▶ **Instructions for the task**:
Only the lines from the top of the listing below to the line that has "import React from" should be echoed, with both ends kept and pictures left out.
#####
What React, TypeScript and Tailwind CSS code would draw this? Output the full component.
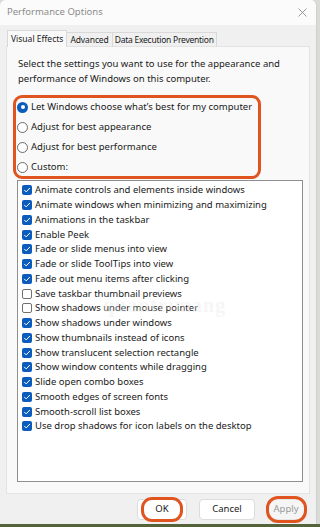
import React from "react";

const effects: [string, boolean][] = [
  ["Animate controls and elements inside windows", true],
  ["Animate windows when minimizing and maximizing", true],
  ["Animations in the taskbar", true],
  ["Enable Peek", true],
  ["Fade or slide menus into view", true],
  ["Fade or slide ToolTips into view", true],
  ["Fade out menu items after clicking", true],
  ["Save taskbar thumbnail previews", false],
  ["Show shadows under mouse pointer", false],
  ["Show shadows under windows", true],
  ["Show thumbnails instead of icons", true],
  ["Show translucent selection rectangle", true],
  ["Show window contents while dragging", true],
  ["Slide open combo boxes", true],
  ["Smooth edges of screen fonts", true],
  ["Smooth-scroll list boxes", true],
  ["Use drop shadows for icon labels on the desktop", true],
];

const radios = [
  "Let Windows choose what\u2019s best for my computer",
  "Adjust for best appearance",
  "Adjust for best performance",
  "Custom:",
];

function Radio({ on }: { on: boolean }) {
  return on ? (
    <span className="w-[11px] h-[11px] rounded-full bg-[#0b5cbd] flex items-center justify-center shrink-0">
      <span className="w-[4px] h-[4px] rounded-full bg-white"></span>
    </span>
  ) : (
    <span className="w-[11px] h-[11px] rounded-full border border-[#6b6b6b] bg-white shrink-0"></span>
  );
}

function Check({ on }: { on: boolean }) {
  return on ? (
    <span className="w-[10px] h-[10px] rounded-[2px] bg-[#0b5cbd] flex items-center justify-center shrink-0">
      <svg width="8" height="8" viewBox="0 0 8 8" fill="none">
        <path d="M1.5 4.2l1.7 1.7L6.6 2.3" stroke="white" strokeWidth="1" strokeLinecap="round" strokeLinejoin="round" />
      </svg>
    </span>
  ) : (
    <span className="w-[10px] h-[10px] rounded-[2px] border border-[#707070] bg-white shrink-0"></span>
  );
}

export default function App() {
  return (
    <div className="w-[320px] h-[527px] bg-[#d9dcd6] relative overflow-hidden" style={{ fontFamily: '"Noto Sans", "Open Sans", sans-serif' }}>
      <div className="w-[317px] h-[524px] bg-[#f0f0f0] rounded-t-[6px] border-r border-[#cfcfcf] flex flex-col overflow-hidden relative">
        {/* Title bar */}
        <div className="h-[25px] bg-[#fbfbfb] flex items-center justify-between pl-[7px] pr-[7px] shrink-0">
          <span className="text-[9.5px] text-[#8c8c8c]">Performance Options</span>
          <svg width="9" height="9" viewBox="0 0 9 9" className="mr-[2px]">
            <path d="M0.5 0.5l8 8M8.5 0.5l-8 8" stroke="#8c8c8c" strokeWidth="0.9" />
          </svg>
        </div>

        {/* Tabs */}
        <div className="flex items-end pl-[7px] h-[22px] shrink-0 -mb-px relative z-10">
          <div className="h-[17px] px-[3px] bg-[#f9f9f9] border border-b-0 border-[#d9d9d9] text-[8.5px] text-[#1a1a1a] flex items-center">
            Visual Effects
          </div>
          <div className="h-[15px] px-[3px] border-t border-r border-[#d9d9d9] text-[8.5px] text-[#1a1a1a] flex items-center tracking-[-0.1px]">
            Advanced
          </div>
          <div className="h-[15px] px-[2px] border-t border-r border-[#d9d9d9] text-[8.5px] text-[#1a1a1a] flex items-center tracking-[-0.25px]">
            Data Execution Prevention
          </div>
        </div>

        {/* Panel */}
        <div className="mx-[6px] h-[448px] bg-[#f9f9f9] border border-[#e3e3e3] pl-[11px] pr-[7px] pt-[9px] shrink-0">
          <p className="text-[9.5px] leading-[15px] text-[#1a1a1a]">
            Select the settings you want to use for the appearance and
            <br />
            performance of Windows on this computer.
          </p>

          <div className="mt-[9px] -ml-[5px] w-[248px] h-[84px] border-[3px] border-[#e0541f] rounded-[9px] flex flex-col justify-center pl-[1px]">
            {radios.map((r, i) => (
              <div key={r} className="h-[20px] shrink-0 flex items-center gap-[3px] text-[9.5px] text-[#1a1a1a]">
                <Radio on={i === 0} />
                <span>{r}</span>
              </div>
            ))}
          </div>

          <div className="mt-[1px] -ml-[1px] w-[286px] h-[302px] bg-white border border-[#8f8f8f] pt-[2px] pl-[4px]">
            {effects.map(([label, on]) => (
              <div key={label} className="h-[14.75px] flex items-center gap-[3px] text-[9.5px] text-[#1a1a1a]">
                <Check on={on} />
                <span>{label}</span>
              </div>
            ))}
          </div>
        </div>

        {/* Buttons */}
        <div className="flex items-center justify-end gap-[12px] pr-[11px] pt-[5px]">
          <button className="w-[50px] h-[21px] bg-white border border-[#dcdcdc] rounded-[4px] text-[9.5px] text-[#1a1a1a]">OK</button>
          <button className="w-[56px] h-[21px] bg-white border border-[#dcdcdc] rounded-[4px] text-[9.5px] text-[#1a1a1a]">Cancel</button>
          <button className="w-[38px] h-[21px] bg-[#f5f5f5] border border-[#e6e6e6] rounded-[4px] text-[9.5px] text-[#9a9a9a]">Apply</button>
        </div>

        {/* Watermark */}
        <span className="absolute left-[103px] top-[290px] text-[20px] font-bold text-[#e8e8e8]/40 tracking-[1px] pointer-events-none" style={{ fontFamily: '"Liberation Serif", serif' }}>
          quantrimang
        </span>

        {/* Annotation highlights */}
        <div className="absolute left-[141px] top-[497px] w-[42px] h-[25px] border-[3px] border-[#e0541f] rounded-[11px]"></div>
        <div className="absolute left-[266px] top-[496px] w-[41px] h-[27px] border-[3px] border-[#e0541f] rounded-[12px]"></div>
      </div>
      <div className="absolute left-0 bottom-0 w-[320px] h-[3px] bg-[#55633a]"></div>
    </div>
  );
}
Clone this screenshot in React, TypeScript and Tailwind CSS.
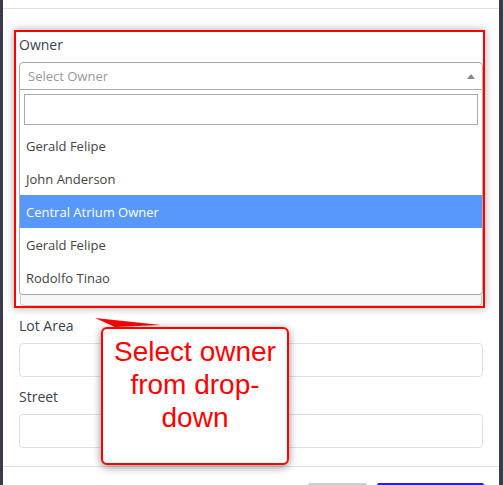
#####
▶ **Expected answer**:
What React, TypeScript and Tailwind CSS code would draw this? Output the full component.
import React from "react";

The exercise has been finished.